>> Start

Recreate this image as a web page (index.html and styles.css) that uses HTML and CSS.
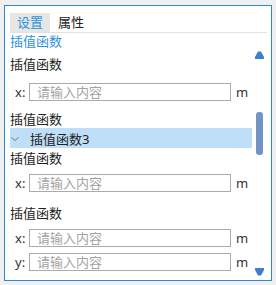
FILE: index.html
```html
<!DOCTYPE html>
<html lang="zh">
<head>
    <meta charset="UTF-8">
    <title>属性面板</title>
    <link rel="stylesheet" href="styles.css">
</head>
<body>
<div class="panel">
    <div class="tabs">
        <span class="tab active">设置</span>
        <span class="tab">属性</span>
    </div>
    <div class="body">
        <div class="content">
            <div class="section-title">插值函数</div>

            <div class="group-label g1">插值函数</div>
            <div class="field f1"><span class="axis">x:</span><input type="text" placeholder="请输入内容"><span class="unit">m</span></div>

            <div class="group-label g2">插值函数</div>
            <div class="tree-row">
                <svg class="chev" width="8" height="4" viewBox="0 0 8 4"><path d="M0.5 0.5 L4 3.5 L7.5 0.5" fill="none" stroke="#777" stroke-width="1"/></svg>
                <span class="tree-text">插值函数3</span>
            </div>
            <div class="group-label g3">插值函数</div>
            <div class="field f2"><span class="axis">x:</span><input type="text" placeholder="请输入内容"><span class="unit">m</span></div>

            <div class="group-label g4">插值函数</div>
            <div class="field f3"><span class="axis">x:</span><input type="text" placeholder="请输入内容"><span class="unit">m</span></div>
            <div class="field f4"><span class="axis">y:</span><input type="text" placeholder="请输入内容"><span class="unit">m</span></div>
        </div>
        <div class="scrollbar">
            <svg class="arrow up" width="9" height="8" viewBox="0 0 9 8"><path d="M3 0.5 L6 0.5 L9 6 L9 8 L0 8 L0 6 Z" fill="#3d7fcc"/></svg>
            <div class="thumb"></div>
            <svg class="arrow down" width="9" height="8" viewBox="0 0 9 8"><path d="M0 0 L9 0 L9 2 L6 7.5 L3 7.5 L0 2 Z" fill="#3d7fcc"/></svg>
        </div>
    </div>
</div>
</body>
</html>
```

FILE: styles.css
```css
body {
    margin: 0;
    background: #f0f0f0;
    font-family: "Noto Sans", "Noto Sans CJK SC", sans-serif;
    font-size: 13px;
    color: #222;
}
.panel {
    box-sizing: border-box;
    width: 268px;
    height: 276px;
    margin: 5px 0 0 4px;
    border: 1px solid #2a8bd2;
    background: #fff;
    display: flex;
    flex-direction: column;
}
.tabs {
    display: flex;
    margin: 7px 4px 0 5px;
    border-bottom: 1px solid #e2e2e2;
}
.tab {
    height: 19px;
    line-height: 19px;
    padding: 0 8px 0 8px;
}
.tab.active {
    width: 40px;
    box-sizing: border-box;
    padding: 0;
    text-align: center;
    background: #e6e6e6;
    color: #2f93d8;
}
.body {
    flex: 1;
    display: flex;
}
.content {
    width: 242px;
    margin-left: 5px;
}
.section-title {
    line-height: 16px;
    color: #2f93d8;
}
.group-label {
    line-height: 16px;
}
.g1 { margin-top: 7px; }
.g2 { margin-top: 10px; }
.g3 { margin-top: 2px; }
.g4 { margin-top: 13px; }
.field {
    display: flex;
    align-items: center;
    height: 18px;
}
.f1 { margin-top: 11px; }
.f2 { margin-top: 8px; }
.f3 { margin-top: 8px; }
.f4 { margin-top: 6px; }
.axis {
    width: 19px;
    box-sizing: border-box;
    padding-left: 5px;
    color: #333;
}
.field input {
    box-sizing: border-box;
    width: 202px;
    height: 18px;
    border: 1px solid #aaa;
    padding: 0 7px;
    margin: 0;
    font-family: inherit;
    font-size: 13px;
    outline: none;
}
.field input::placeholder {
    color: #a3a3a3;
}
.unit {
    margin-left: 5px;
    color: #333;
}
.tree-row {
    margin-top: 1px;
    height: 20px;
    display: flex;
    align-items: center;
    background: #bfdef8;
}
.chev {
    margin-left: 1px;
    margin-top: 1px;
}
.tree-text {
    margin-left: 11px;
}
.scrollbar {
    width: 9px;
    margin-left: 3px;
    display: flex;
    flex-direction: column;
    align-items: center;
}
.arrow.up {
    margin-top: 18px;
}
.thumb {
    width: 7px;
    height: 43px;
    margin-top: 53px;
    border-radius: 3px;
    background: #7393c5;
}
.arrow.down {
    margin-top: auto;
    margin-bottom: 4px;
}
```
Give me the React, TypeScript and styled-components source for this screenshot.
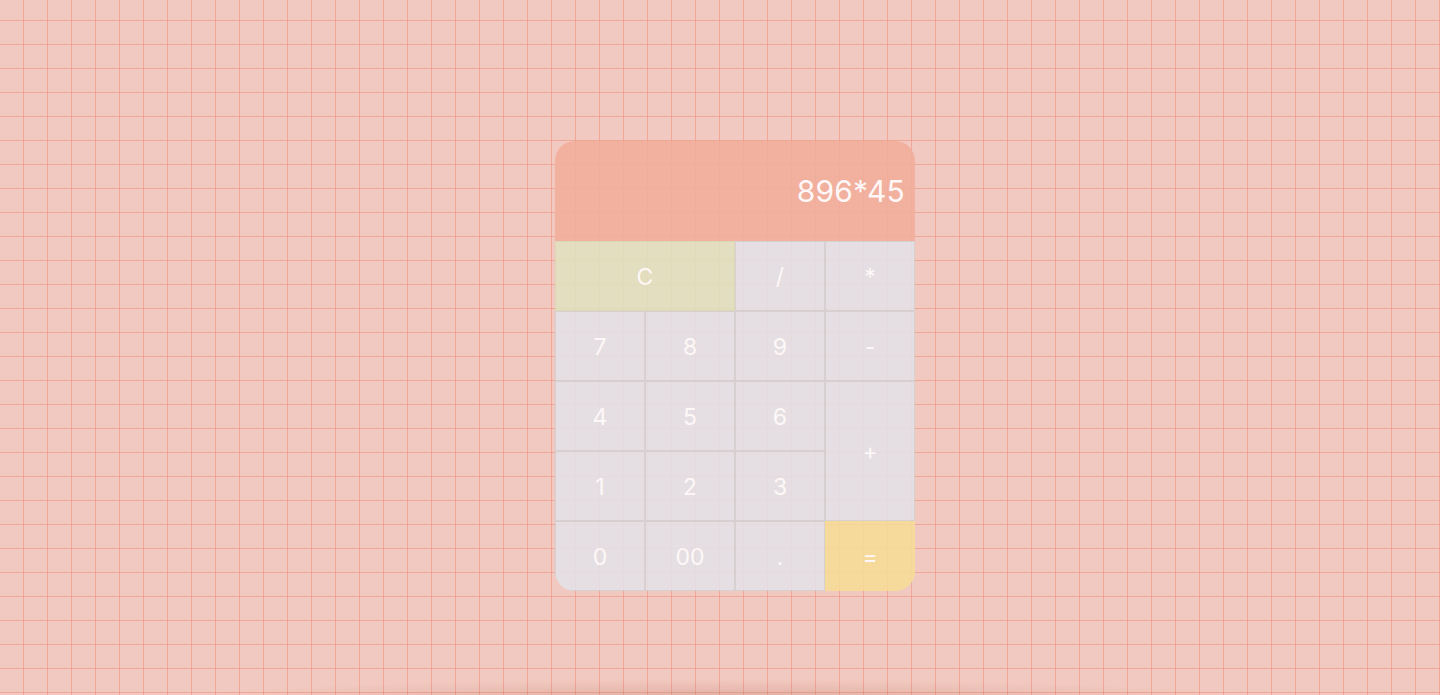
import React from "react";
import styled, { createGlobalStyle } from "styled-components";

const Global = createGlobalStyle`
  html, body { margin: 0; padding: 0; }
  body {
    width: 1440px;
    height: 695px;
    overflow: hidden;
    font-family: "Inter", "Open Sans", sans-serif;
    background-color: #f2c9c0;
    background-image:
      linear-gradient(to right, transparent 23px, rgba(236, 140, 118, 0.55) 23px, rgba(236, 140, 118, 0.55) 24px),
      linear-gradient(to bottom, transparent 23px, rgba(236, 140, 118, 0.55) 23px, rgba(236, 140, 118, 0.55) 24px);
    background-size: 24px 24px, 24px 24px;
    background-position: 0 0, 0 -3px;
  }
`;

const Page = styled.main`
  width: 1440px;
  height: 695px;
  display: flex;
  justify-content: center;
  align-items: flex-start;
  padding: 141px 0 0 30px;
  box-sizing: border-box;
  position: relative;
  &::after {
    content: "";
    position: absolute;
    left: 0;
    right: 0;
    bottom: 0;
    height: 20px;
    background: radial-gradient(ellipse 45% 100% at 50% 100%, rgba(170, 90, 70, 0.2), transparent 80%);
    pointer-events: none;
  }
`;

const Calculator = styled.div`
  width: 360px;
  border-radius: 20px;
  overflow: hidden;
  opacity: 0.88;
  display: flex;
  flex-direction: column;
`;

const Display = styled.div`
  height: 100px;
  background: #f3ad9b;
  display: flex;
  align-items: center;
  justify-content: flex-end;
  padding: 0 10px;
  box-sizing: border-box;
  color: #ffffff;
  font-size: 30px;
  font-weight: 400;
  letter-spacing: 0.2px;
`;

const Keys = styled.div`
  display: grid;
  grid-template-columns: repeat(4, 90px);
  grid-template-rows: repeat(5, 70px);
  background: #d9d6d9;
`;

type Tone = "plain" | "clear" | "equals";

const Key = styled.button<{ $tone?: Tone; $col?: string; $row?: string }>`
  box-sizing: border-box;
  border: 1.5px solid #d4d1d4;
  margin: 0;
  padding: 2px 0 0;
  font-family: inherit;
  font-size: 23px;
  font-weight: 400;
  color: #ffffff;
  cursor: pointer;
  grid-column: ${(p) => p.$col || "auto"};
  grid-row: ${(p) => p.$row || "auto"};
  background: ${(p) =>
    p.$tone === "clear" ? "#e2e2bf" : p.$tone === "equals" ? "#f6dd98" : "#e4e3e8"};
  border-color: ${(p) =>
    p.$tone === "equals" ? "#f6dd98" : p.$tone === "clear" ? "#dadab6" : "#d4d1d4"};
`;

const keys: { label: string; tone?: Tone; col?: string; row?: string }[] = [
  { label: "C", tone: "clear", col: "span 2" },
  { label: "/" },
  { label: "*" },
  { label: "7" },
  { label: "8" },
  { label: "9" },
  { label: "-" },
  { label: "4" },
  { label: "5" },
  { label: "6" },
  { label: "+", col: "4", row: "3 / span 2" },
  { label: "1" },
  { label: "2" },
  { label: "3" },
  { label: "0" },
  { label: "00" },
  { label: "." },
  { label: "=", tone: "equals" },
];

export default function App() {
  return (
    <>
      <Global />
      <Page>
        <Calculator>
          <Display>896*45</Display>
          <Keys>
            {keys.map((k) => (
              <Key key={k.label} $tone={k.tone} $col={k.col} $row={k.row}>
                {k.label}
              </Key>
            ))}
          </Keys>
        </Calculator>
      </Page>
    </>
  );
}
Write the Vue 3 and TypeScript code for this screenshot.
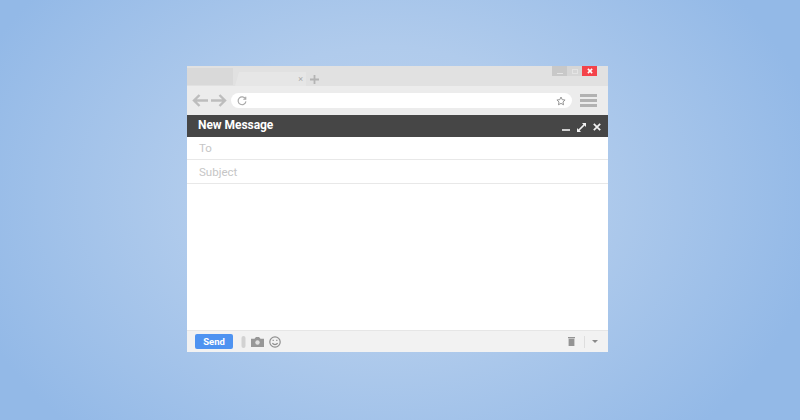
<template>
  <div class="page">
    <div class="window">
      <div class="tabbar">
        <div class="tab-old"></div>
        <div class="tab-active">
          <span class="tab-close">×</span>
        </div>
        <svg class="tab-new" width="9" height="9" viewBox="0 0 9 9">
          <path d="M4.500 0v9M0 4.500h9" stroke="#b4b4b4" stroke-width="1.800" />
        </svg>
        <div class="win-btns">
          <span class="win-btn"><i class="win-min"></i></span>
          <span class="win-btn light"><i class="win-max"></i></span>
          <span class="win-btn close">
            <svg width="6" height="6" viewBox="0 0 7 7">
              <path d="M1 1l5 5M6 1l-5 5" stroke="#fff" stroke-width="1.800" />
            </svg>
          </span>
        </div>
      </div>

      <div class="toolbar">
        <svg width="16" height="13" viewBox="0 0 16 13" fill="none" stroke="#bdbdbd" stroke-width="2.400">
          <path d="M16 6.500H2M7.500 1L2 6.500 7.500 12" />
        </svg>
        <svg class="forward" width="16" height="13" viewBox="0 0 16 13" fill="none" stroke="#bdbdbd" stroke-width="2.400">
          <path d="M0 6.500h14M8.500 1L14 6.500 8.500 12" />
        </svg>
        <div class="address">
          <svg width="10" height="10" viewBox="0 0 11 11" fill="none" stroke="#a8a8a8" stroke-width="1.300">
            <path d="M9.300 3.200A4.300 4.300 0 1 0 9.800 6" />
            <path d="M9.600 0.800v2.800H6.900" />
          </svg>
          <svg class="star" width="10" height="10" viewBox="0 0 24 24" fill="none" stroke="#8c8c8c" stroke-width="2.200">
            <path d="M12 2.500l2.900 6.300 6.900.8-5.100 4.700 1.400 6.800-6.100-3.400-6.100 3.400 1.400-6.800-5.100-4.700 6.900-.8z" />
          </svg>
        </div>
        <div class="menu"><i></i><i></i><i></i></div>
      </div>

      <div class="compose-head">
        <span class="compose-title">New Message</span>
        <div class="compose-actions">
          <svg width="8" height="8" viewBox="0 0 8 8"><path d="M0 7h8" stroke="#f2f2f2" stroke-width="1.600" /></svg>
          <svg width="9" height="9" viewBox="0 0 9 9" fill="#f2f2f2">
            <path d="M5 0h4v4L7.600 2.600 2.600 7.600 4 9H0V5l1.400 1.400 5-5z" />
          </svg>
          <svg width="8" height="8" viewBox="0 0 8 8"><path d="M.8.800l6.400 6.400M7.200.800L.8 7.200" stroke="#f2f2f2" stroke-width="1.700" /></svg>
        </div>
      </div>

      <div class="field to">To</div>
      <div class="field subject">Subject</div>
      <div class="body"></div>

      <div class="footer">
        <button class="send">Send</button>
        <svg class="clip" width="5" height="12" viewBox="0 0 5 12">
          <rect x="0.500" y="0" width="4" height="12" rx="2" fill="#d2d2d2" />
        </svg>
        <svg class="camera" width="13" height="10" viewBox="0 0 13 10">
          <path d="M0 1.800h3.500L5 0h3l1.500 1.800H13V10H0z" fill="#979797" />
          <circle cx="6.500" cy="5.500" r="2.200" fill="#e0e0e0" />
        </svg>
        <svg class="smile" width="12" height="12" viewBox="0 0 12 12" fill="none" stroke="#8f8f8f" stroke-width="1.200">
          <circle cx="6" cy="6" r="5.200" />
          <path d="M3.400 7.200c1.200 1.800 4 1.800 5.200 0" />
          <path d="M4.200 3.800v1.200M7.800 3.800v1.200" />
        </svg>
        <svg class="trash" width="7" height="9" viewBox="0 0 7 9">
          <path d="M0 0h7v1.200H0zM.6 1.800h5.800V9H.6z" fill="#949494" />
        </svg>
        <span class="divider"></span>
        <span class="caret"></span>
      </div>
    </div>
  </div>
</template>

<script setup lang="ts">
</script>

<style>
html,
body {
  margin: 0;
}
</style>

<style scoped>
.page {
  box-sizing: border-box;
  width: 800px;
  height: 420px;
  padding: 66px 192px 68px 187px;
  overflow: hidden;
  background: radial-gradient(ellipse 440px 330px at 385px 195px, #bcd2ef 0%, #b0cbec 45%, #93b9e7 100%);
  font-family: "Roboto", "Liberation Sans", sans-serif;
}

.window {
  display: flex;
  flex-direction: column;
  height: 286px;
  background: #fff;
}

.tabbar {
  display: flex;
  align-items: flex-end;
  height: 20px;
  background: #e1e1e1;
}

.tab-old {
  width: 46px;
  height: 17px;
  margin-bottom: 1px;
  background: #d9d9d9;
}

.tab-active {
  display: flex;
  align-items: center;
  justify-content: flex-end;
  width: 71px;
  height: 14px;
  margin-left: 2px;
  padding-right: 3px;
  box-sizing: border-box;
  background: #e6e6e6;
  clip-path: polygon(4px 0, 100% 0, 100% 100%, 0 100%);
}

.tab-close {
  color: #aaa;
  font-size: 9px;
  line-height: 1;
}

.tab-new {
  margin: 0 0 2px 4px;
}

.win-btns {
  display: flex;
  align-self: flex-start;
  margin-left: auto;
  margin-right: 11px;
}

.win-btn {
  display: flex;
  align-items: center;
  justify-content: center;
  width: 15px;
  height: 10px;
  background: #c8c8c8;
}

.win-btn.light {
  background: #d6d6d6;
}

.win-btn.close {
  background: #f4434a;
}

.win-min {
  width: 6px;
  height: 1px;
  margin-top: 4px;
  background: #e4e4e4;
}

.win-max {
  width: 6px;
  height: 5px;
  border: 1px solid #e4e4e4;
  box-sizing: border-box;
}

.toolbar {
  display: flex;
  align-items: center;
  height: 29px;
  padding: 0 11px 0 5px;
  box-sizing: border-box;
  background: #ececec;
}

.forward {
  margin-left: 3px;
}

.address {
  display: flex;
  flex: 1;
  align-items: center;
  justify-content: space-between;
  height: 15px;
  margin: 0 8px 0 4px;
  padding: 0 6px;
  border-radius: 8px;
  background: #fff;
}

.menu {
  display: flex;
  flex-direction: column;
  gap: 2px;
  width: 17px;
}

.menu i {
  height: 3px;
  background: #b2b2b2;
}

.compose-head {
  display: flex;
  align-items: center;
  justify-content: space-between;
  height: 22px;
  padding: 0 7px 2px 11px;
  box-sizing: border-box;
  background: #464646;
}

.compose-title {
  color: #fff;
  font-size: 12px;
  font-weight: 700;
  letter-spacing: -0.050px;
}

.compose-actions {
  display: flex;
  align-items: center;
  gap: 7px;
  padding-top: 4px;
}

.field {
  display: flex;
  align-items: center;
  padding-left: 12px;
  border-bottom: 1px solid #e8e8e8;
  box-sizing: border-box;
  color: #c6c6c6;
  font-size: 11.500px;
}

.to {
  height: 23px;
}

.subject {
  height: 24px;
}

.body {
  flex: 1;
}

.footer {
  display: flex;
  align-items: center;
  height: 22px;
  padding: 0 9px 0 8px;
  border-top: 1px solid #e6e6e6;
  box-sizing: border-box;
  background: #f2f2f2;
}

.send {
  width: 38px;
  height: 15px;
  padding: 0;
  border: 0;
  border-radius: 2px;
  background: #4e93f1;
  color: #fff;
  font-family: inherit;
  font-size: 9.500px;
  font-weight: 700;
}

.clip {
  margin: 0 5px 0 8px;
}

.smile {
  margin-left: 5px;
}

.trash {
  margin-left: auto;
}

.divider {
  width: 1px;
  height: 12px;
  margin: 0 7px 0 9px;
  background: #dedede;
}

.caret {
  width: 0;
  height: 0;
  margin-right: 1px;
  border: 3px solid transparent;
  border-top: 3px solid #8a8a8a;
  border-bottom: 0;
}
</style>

>> End

▶ **Your instructions**
Only a number is wanted: how many lines of the data above contain "styled"?

▶ **Final answer**
7